■ Raw data:
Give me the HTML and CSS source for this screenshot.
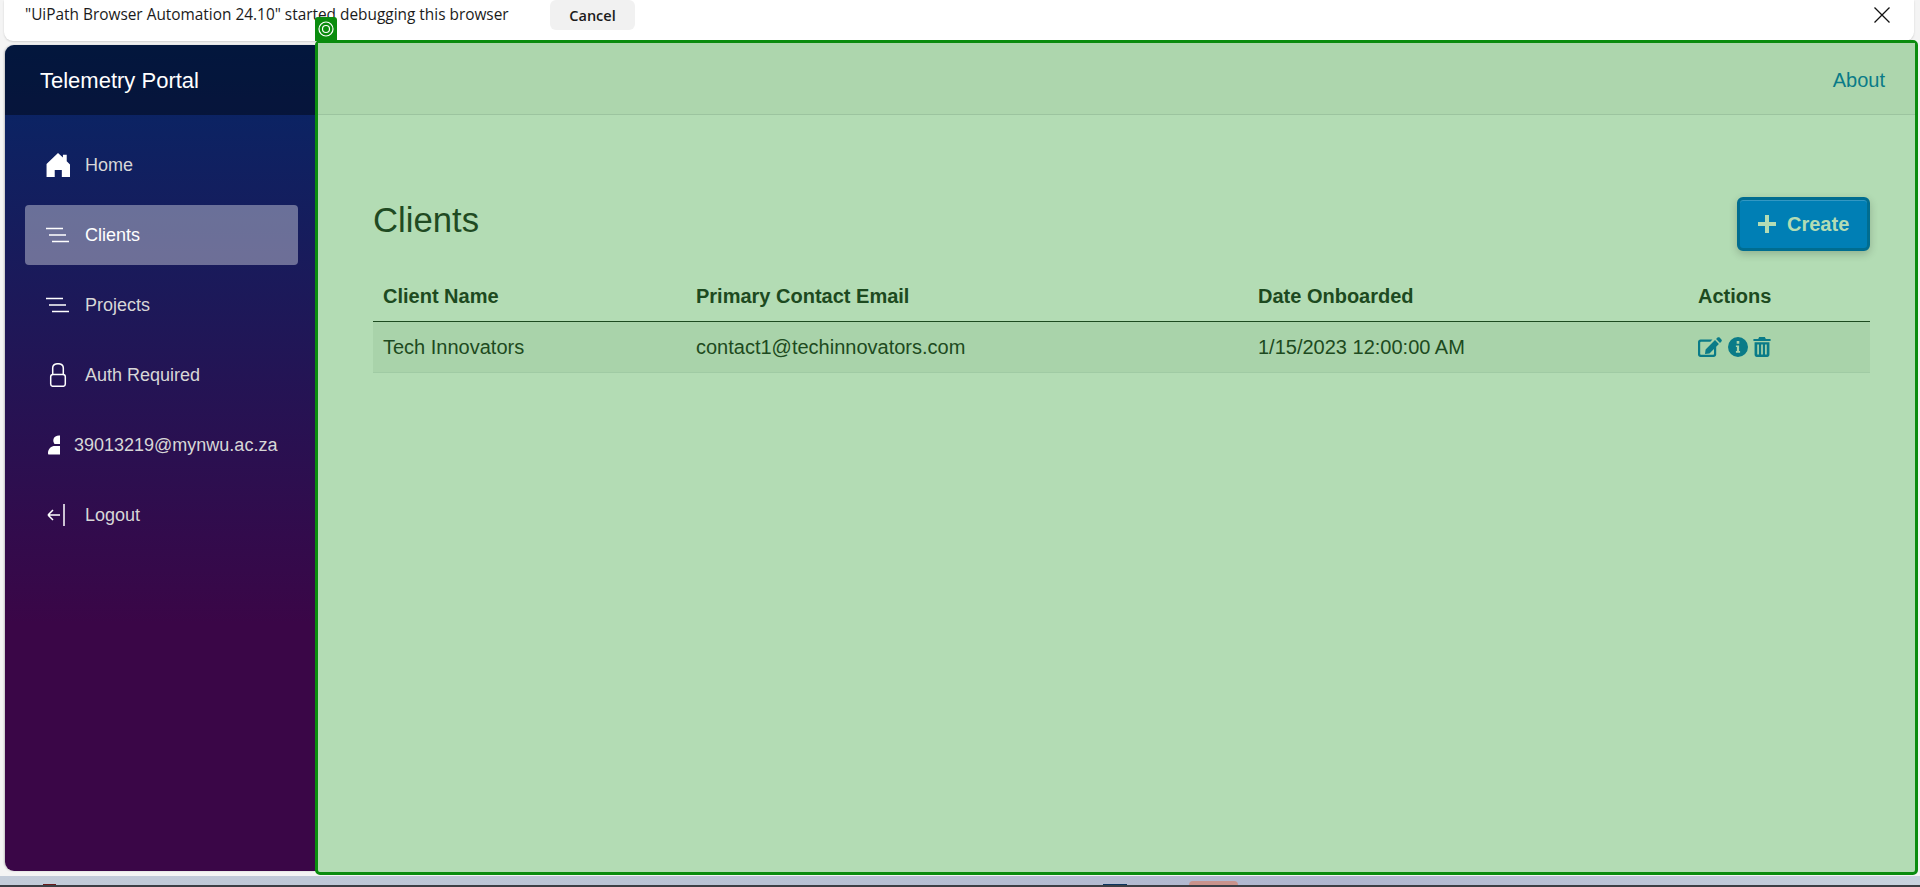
FILE: index.html
```html
<!DOCTYPE html>
<html>
<head>
<title>Clients</title>
<link rel="stylesheet" href="styles.css">
</head>
<body>

<div class="debug-bar">
  <span class="debug-text">"UiPath Browser Automation 24.10" started debugging this browser</span>
  <button class="debug-cancel">Cancel</button>
  <svg class="debug-close" viewBox="0 0 16 16"><path d="M0.5 0.5L15.5 15.5M15.5 0.5L0.5 15.5"/></svg>
</div>

<div class="shell">
  <div class="sidebar">
    <div class="brand">Telemetry Portal</div>
    <ul class="nav">
      <li><a href="#">
        <svg class="nav-icon" viewBox="0 0 22 22"><path fill="#fff" fill-rule="evenodd" d="M11 0L15.5 4.2V1.5H19V7.6L22 10.5V22H14.5V15.5H8V22H0.5V10L11 0Z"/></svg>
        Home</a></li>
      <li class="active"><a href="#">
        <svg class="nav-icon" viewBox="0 0 24 24"><path class="line-thin" d="M0 5.500H17M3 12H20M6 18.500H23"/></svg>
        Clients</a></li>
      <li><a href="#">
        <svg class="nav-icon" viewBox="0 0 24 24"><path class="line-thin" d="M0 5.500H17M3 12H20M6 18.500H23"/></svg>
        Projects</a></li>
      <li><a href="#">
        <svg class="nav-icon" viewBox="0 0 24 24"><path class="line" d="M6.700 11.500V5C6.700 2 9 0.700 12 0.700S17.300 2 17.300 5V11.500M7 11.500H17C18.500 11.500 19.300 12.300 19.300 13.800V21C19.300 22.500 18.500 23.300 17 23.300H7C5.500 23.300 4.700 22.500 4.700 21V13.800C4.700 12.300 5.500 11.500 7 11.500Z"/></svg>
        Auth Required</a></li>
      <li class="user"><a href="#">
        <svg class="user-icon" viewBox="0 0 12 20"><path fill="#fff" d="M11 0.500H12V9H6.500C5.500 7.500 5 6 5.500 4C6 2 8.500 0.500 11 0.500ZM5.500 11H12V19.500H1C0.300 19.500 0 19 0 18.200C0 15 2 12 5.500 11Z"/></svg>
        39013219@mynwu.ac.za</a></li>
      <li><a href="#">
        <svg class="nav-icon" viewBox="0 0 24 22"><path class="line" d="M18 0V22M2 11H14M2 11L7 6M2 11L7 16"/></svg>
        Logout</a></li>
    </ul>
  </div>

  <div class="main">
    <div class="target-tag">
      <svg viewBox="0 0 16 16"><circle cx="8" cy="8" r="7" fill="none" stroke="#fff" stroke-width="1.200"/><circle cx="8" cy="8" r="3.500" fill="none" stroke="#fff" stroke-width="1.200"/></svg>
    </div>
    <div class="top-row"><a href="#">About</a></div>
    <div class="content">
      <div class="title-row">
        <h1>Clients</h1>
        <button class="btn-create"><span class="plus"></span>Create</button>
      </div>
      <table class="clients">
        <colgroup>
          <col class="col-name"><col class="col-email"><col class="col-date"><col class="col-actions">
        </colgroup>
        <thead>
          <tr><th>Client Name</th><th>Primary Contact Email</th><th>Date Onboarded</th><th>Actions</th></tr>
        </thead>
        <tbody>
          <tr>
            <td>Tech Innovators</td>
            <td>contact1@techinnovators.com</td>
            <td>1/15/2023 12:00:00 AM</td>
            <td class="actions">
              <svg class="act-edit" viewBox="0 0 24 20"><path fill-rule="evenodd" d="M21.600 0.600L23.400 2.400C24 3 24 3.900 23.400 4.500L22 5.900L18.100 2L19.500 0.600C20.100 0 21 0 21.600 0.600ZM17 3.100L20.900 7L11.500 16.400L7 17L7.600 12.500L17 3.100ZM2.500 2.500H14.500L12.300 4.700H3.200C2.600 4.700 2.200 5.100 2.200 5.700V17.100C2.200 17.500 2.500 17.800 2.900 17.800H15C15.600 17.800 16 17.400 16 16.800V12L18.200 9.800V17.500C18.200 19 17 20 15.700 20H2.500C1.100 20 0 18.900 0 17.500V5C0 3.600 1.100 2.500 2.500 2.500Z"/></svg>
              <svg class="act-info" viewBox="0 0 20 20"><path fill-rule="evenodd" d="M10 0A10 10 0 1 1 10 20A10 10 0 0 1 10 0ZM8.700 3.900V6.700H11.300V3.900H8.700ZM7.900 8.400V10H8.900V14H7.900V15.700H12.100V14H11.100V8.400H7.900Z"/></svg>
              <svg class="act-trash" viewBox="0 0 18 21"><path fill-rule="evenodd" d="M6 0H12L13 2H18V4.200H0V2H5L6 0ZM1.200 5.500H16.800V18.500C16.800 20 15.800 21 14.500 21H3.500C2.200 21 1.200 20 1.200 18.500V5.500ZM4 8V18.500H5.800V8H4ZM8.100 8V18.500H9.900V8H8.100ZM12.200 8V18.500H14V8H12.200Z"/></svg>
            </td>
          </tr>
        </tbody>
      </table>
    </div>
  </div>
</div>

<div class="desktop-strip">
  <span class="task-red"></span>
  <span class="task-blue"></span>
  <span class="task-pink"></span>
</div>

</body>
</html>
```

FILE: styles.css
```css
html, body {
  margin: 0;
  height: 887px;
  overflow: hidden;
}

body {
  display: flex;
  flex-direction: column;
  background-color: #f4f4f4;
  font-family: "Liberation Sans", Arial, sans-serif;
}

.debug-bar {
  display: flex;
  align-items: flex-start;
  box-sizing: border-box;
  height: 41px;
  margin: 0 6px 0 4px;
  padding-left: 21px;
  background-color: #fff;
  border-radius: 0 0 9px 9px;
  box-shadow: 0 1px 2px rgba(0, 0, 0, 0.15);
}

.debug-text {
  width: 525px;
  padding-top: 5px;
  font-family: "Open Sans", sans-serif;
  font-size: 15.400px;
  line-height: 20px;
  color: #1b1b1b;
  white-space: nowrap;
}

.debug-cancel {
  width: 85px;
  height: 30px;
  padding: 0;
  border: 0;
  border-radius: 6px;
  background-color: #f1f1f1;
  font-family: "Open Sans", sans-serif;
  font-size: 14.500px;
  font-weight: 600;
  color: #1b1b1b;
}

.debug-close {
  width: 16px;
  height: 16px;
  margin: 7px 0 0 1239px;
  fill: none;
  stroke: #111;
  stroke-width: 1.300;
}

.shell {
  display: flex;
  height: 834px;
  margin-top: 0;
}

.sidebar {
  width: 311px;
  margin: 4px 0 4px 5px;
  border-radius: 9px 0 0 9px;
  overflow: hidden;
  background-image: linear-gradient(180deg, #052767 0%, #3a0647 70%);
  box-shadow: -1px 0 2px rgba(0, 0, 0, 0.2);
}

.brand {
  box-sizing: border-box;
  height: 70px;
  padding-left: 35px;
  background-color: rgba(0, 0, 0, 0.4);
  font-size: 22px;
  line-height: 72px;
  color: #fff;
}

.nav {
  list-style-type: none;
  margin: 0;
  padding: 20px 0 0 20px;
}

.nav li {
  width: 273px;
  height: 60px;
  margin-bottom: 10px;
}

.nav a {
  display: flex;
  align-items: center;
  height: 100%;
  padding-left: 21px;
  border-radius: 4px;
  color: #d7d7d7;
  font-size: 18px;
  text-decoration: none;
}

.nav .active a {
  background-color: rgba(255, 255, 255, 0.37);
  color: #fff;
}

.nav-icon {
  flex: none;
  width: 24px;
  height: 24px;
  margin-right: 15px;
}

.line {
  fill: none;
  stroke: #fff;
  stroke-width: 1.500;
}

.line-thin {
  fill: none;
  stroke: #fff;
  stroke-width: 1.300;
}

.nav .user a {
  padding-left: 23px;
}

.user-icon {
  flex: none;
  width: 12px;
  height: 20px;
  margin-right: 14px;
}

.main {
  position: relative;
  flex: 1;
  margin: -1px 2px 0 -1px;
  border: 3px solid #0a8c0e;
  border-radius: 5px;
  background-color: #b3dcb4;
}

.target-tag {
  position: absolute;
  top: -26px;
  left: -3px;
  display: flex;
  align-items: center;
  justify-content: center;
  width: 22px;
  height: 24px;
  border-radius: 3px 3px 0 0;
  background-color: #0a8c0e;
}

.target-tag svg {
  width: 16px;
  height: 16px;
}

.top-row {
  display: flex;
  align-items: center;
  justify-content: flex-end;
  box-sizing: border-box;
  height: 72px;
  padding: 4px 30px 0 0;
  background-color: #add6ad;
  border-bottom: 1px solid #9cc49f;
}

.top-row a {
  color: #0a7b88;
  font-size: 20px;
  text-decoration: none;
}

.content {
  padding: 80px 45px 0 55px;
}

.title-row {
  display: flex;
  justify-content: space-between;
  align-items: flex-start;
  height: 76px;
}

h1 {
  margin: 0;
  padding-top: 3px;
  font-size: 34.700px;
  font-weight: 400;
  line-height: 44px;
  color: #1f4a22;
}

.btn-create {
  display: flex;
  align-items: center;
  box-sizing: border-box;
  width: 133px;
  height: 54px;
  margin-top: 2px;
  padding: 0 0 0 18px;
  border: 3px solid #006d90;
  border-radius: 6px;
  background-color: #007fb5;
  box-shadow: 0 3px 8px rgba(0, 0, 0, 0.2), inset 0 1px 0 rgba(255, 255, 255, 0.2);
  font-family: "Liberation Sans", Arial, sans-serif;
  font-size: 20px;
  font-weight: 700;
  color: #b3dcb4;
}

.plus {
  width: 18px;
  height: 18px;
  margin-right: 11px;
  background-image: linear-gradient(#b3dcb4, #b3dcb4), linear-gradient(#b3dcb4, #b3dcb4);
  background-size: 100% 4px, 4px 100%;
  background-position: center;
  background-repeat: no-repeat;
}

.clients {
  width: 100%;
  table-layout: fixed;
  border-collapse: collapse;
  color: #1d4a20;
  font-size: 20px;
}

.col-name { width: 313px; }
.col-email { width: 562px; }
.col-date { width: 440px; }

.clients th {
  height: 50px;
  padding: 0 0 0 10px;
  text-align: left;
  border-bottom: 1px solid #1d4a20;
}

.clients td {
  height: 50px;
  padding: 0 0 0 10px;
  background-color: #a9d3aa;
  border-bottom: 1px solid #a0cba4;
}

.actions svg {
  height: 20px;
  margin-top: -2px;
  fill: #0a7b88;
  vertical-align: middle;
}

.act-edit { width: 24px; }
.act-info { width: 20px; }
.act-trash { width: 18px; height: 21px; }

.desktop-strip {
  position: relative;
  flex: 1;
  margin-top: 1px;
  background-image: linear-gradient(90deg, #c3ccd9 0%, #b9c2d4 40%, #b0b6cf 70%, #c9d3de 100%);
  border-bottom: 2px solid #3d3f45;
}

.task-red, .task-blue, .task-pink {
  position: absolute;
}

.task-red {
  bottom: 0;
  left: 43px;
  width: 13px;
  height: 1px;
  background-color: #6b1b1b;
}

.task-blue {
  bottom: 0;
  left: 1103px;
  width: 24px;
  height: 1px;
  background-color: #0d3560;
}

.task-pink {
  bottom: 0;
  left: 1189px;
  width: 49px;
  height: 4px;
  border-radius: 4px 4px 0 0;
  background-color: #c9938c;
}
```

■ Goal of the exercise:
Pick out each line containing "this" and report it.

■ Task output:
Give me the HTML and CSS source for this screenshot.
  <span class="debug-text">"UiPath Browser Automation 24.10" started debugging this browser</span>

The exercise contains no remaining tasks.